You don’t want them to post on your after-campaign page things like: “My Doo-hickey busted the first time I used it.” Or “I never did get my game. I’ll never know whether it was a great game or not.” This kind of post-campaign comment can be a real wet blanket over your next crowdfunding efforts.

Plan enough funding to maintain a staff to follow up on problems and complaints, or hire a service that can handle this part for you. While it might not be much fun to deal with complaints, it is better to take care of them in a timely fashion—especially if you hope to continue with your business.

All of these processes can be broken down into three vital steps:

  1. Plan well before you share your crowdfunding idea.
  2. Use sound advertising and incentives plan to catch your audience’s attention.
  3. Follow through on your promises and obligations.

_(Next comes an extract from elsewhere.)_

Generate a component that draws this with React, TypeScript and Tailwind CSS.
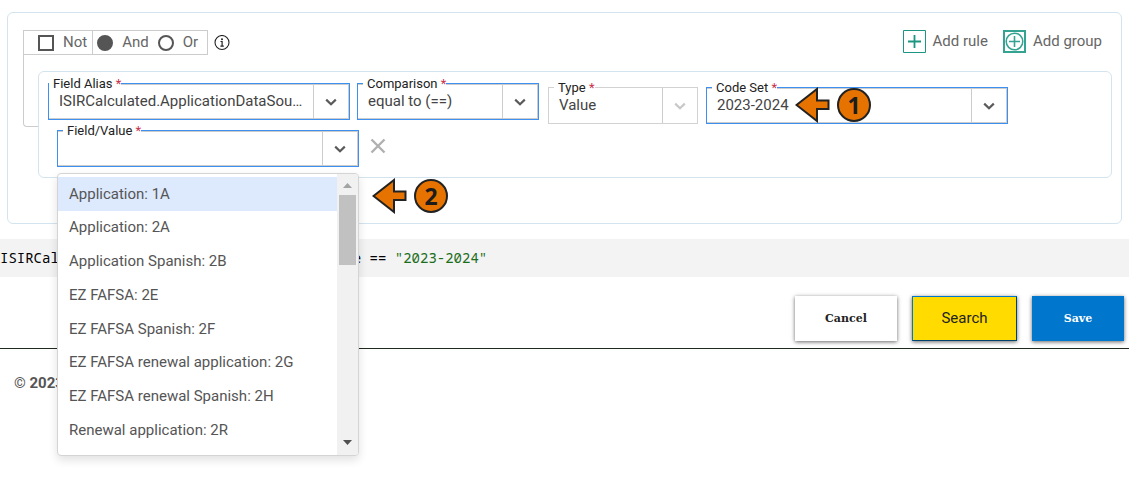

Using these three vital principles will help you to plan for success. With these ideas, you can develop a crowdfunding campaign that will truly rock the world. While you are following through, don’t forget to reward the loyal staff and any others who have helped you reach success with your particular endeavor. Just as you should follow through with rewarding those who have contributed, you want to make the time and energy your friends and co-campaigners put into the product or service you have produced worthwhile. In that way, you make it more likely that they will be willing to volunteer their services the next time you need help with a crowdfunding campaign.

It has often been said that when you take care of the little things, the big ones fall into place. Good planning, good advertising, and good follow through makes a successful campaign. Successful campaigns help give entrepreneurs that boost up the ladder toward developing an on-going, self-sustaining endeavor. May your every crowdfunding campaign succeed beyond your wildest dreams.